**Your instructions**
Quote the listing below in full and exactly as written, but omit every picture.

**Available data**
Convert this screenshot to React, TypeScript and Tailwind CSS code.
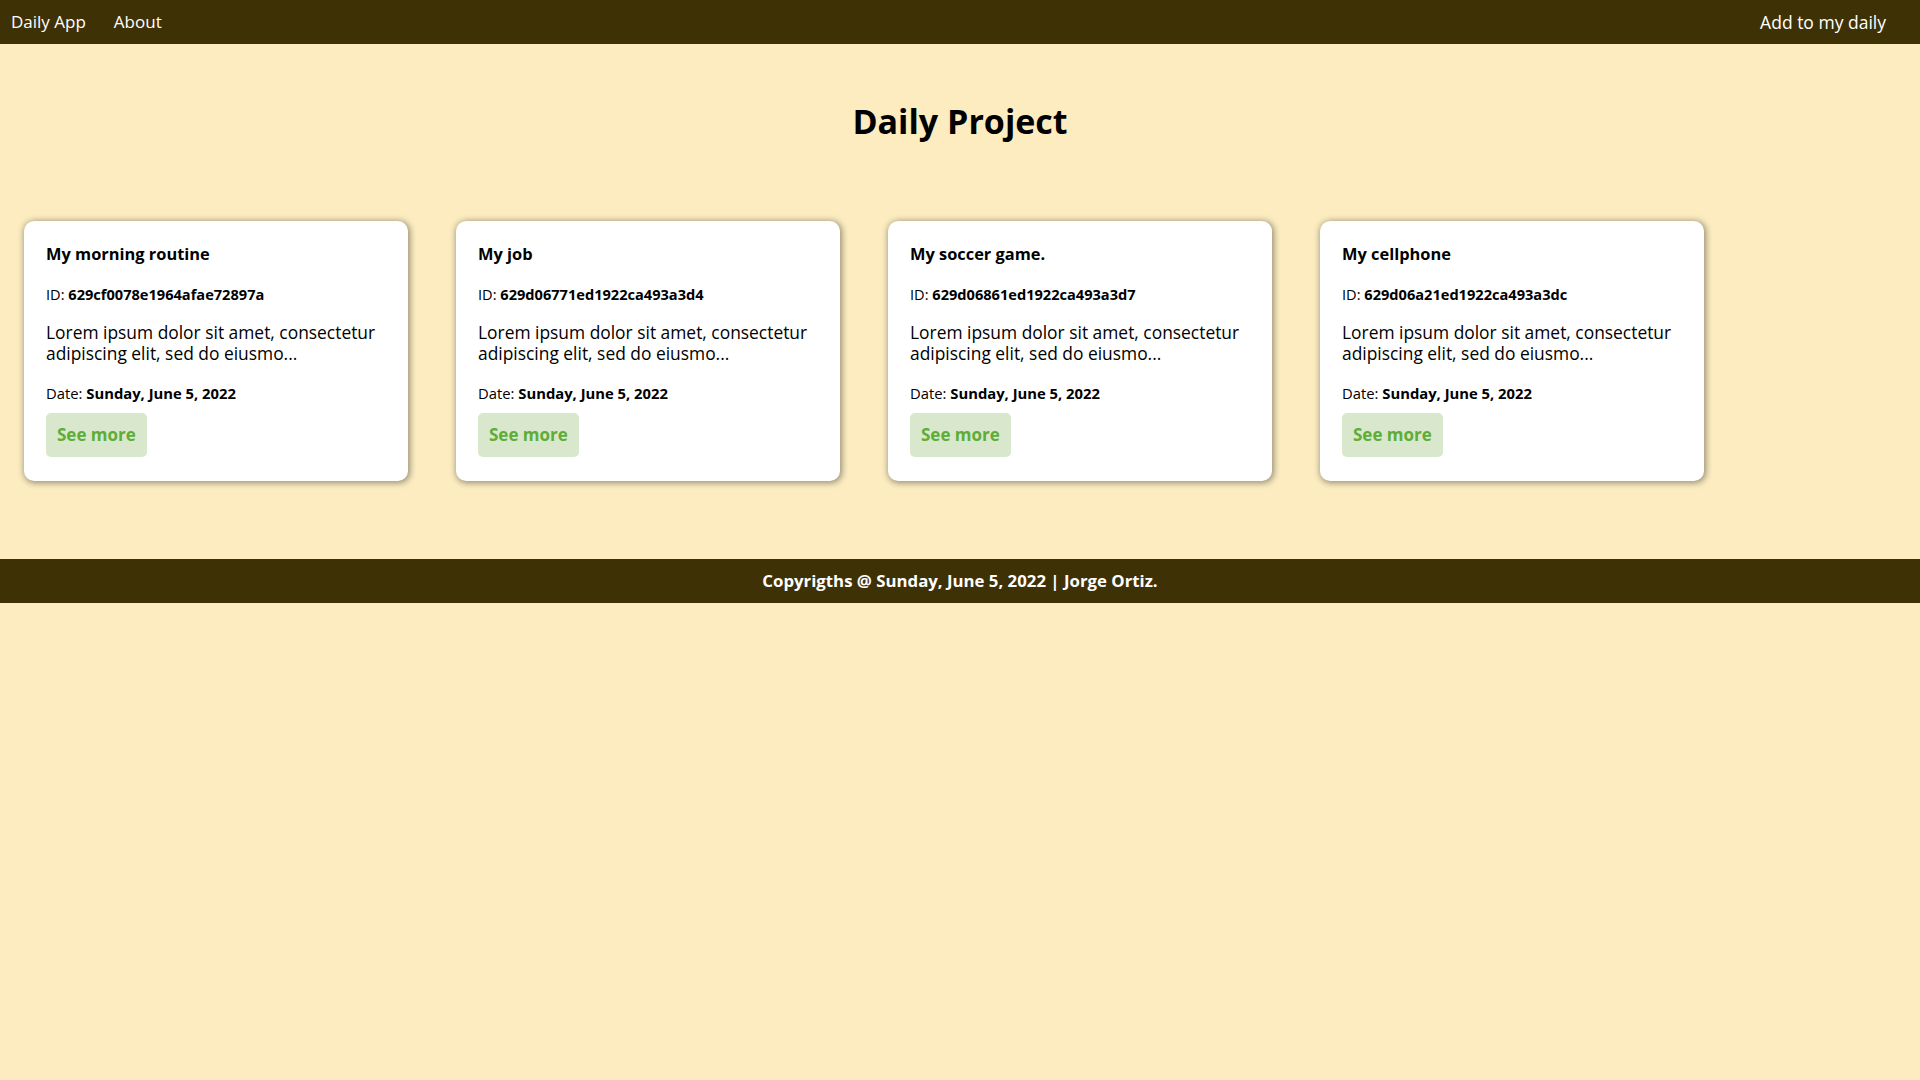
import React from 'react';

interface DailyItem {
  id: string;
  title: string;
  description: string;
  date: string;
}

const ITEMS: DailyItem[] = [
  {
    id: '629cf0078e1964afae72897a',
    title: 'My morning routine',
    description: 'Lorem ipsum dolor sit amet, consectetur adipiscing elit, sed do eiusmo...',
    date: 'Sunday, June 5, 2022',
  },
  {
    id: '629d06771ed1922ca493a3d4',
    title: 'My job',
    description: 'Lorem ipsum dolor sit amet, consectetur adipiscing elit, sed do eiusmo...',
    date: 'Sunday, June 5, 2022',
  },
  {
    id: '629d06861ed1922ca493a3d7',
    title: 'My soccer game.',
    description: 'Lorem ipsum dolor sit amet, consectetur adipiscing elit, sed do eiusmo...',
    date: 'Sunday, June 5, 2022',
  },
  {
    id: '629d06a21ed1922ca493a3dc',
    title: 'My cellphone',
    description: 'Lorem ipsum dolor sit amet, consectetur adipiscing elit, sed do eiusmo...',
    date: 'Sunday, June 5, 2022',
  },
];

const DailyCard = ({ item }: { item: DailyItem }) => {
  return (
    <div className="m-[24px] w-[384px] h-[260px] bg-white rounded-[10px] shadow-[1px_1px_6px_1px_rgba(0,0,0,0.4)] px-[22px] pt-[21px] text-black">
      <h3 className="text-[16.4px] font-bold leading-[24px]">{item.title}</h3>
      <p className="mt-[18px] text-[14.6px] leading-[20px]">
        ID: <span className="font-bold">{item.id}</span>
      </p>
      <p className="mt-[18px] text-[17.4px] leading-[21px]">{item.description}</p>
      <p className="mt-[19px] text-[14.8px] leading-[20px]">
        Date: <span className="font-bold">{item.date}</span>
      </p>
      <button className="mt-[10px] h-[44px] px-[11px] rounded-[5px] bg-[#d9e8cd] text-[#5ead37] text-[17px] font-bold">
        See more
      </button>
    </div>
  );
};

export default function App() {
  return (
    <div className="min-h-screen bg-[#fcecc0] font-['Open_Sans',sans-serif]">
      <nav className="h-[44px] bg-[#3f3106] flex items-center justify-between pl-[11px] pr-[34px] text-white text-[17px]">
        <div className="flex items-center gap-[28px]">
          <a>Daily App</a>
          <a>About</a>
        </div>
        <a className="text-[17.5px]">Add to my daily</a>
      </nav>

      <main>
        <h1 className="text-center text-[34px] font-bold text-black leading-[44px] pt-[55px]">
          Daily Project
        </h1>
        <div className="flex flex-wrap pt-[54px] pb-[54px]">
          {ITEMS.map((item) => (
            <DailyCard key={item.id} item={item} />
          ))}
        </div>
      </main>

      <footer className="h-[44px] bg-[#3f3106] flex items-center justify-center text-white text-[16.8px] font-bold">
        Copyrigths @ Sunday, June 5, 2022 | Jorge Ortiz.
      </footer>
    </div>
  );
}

**Finished exercise**
Convert this screenshot to React, TypeScript and Tailwind CSS code.
import React from 'react';

interface DailyItem {
  id: string;
  title: string;
  description: string;
  date: string;
}

const ITEMS: DailyItem[] = [
  {
    id: '629cf0078e1964afae72897a',
    title: 'My morning routine',
    description: 'Lorem ipsum dolor sit amet, consectetur adipiscing elit, sed do eiusmo...',
    date: 'Sunday, June 5, 2022',
  },
  {
    id: '629d06771ed1922ca493a3d4',
    title: 'My job',
    description: 'Lorem ipsum dolor sit amet, consectetur adipiscing elit, sed do eiusmo...',
    date: 'Sunday, June 5, 2022',
  },
  {
    id: '629d06861ed1922ca493a3d7',
    title: 'My soccer game.',
    description: 'Lorem ipsum dolor sit amet, consectetur adipiscing elit, sed do eiusmo...',
    date: 'Sunday, June 5, 2022',
  },
  {
    id: '629d06a21ed1922ca493a3dc',
    title: 'My cellphone',
    description: 'Lorem ipsum dolor sit amet, consectetur adipiscing elit, sed do eiusmo...',
    date: 'Sunday, June 5, 2022',
  },
];

const DailyCard = ({ item }: { item: DailyItem }) => {
  return (
    <div className="m-[24px] w-[384px] h-[260px] bg-white rounded-[10px] shadow-[1px_1px_6px_1px_rgba(0,0,0,0.4)] px-[22px] pt-[21px] text-black">
      <h3 className="text-[16.4px] font-bold leading-[24px]">{item.title}</h3>
      <p className="mt-[18px] text-[14.6px] leading-[20px]">
        ID: <span className="font-bold">{item.id}</span>
      </p>
      <p className="mt-[18px] text-[17.4px] leading-[21px]">{item.description}</p>
      <p className="mt-[19px] text-[14.8px] leading-[20px]">
        Date: <span className="font-bold">{item.date}</span>
      </p>
      <button className="mt-[10px] h-[44px] px-[11px] rounded-[5px] bg-[#d9e8cd] text-[#5ead37] text-[17px] font-bold">
        See more
      </button>
    </div>
  );
};

export default function App() {
  return (
    <div className="min-h-screen bg-[#fcecc0] font-['Open_Sans',sans-serif]">
      <nav className="h-[44px] bg-[#3f3106] flex items-center justify-between pl-[11px] pr-[34px] text-white text-[17px]">
        <div className="flex items-center gap-[28px]">
          <a>Daily App</a>
          <a>About</a>
        </div>
        <a className="text-[17.5px]">Add to my daily</a>
      </nav>

      <main>
        <h1 className="text-center text-[34px] font-bold text-black leading-[44px] pt-[55px]">
          Daily Project
        </h1>
        <div className="flex flex-wrap pt-[54px] pb-[54px]">
          {ITEMS.map((item) => (
            <DailyCard key={item.id} item={item} />
          ))}
        </div>
      </main>

      <footer className="h-[44px] bg-[#3f3106] flex items-center justify-center text-white text-[16.8px] font-bold">
        Copyrigths @ Sunday, June 5, 2022 | Jorge Ortiz.
      </footer>
    </div>
  );
}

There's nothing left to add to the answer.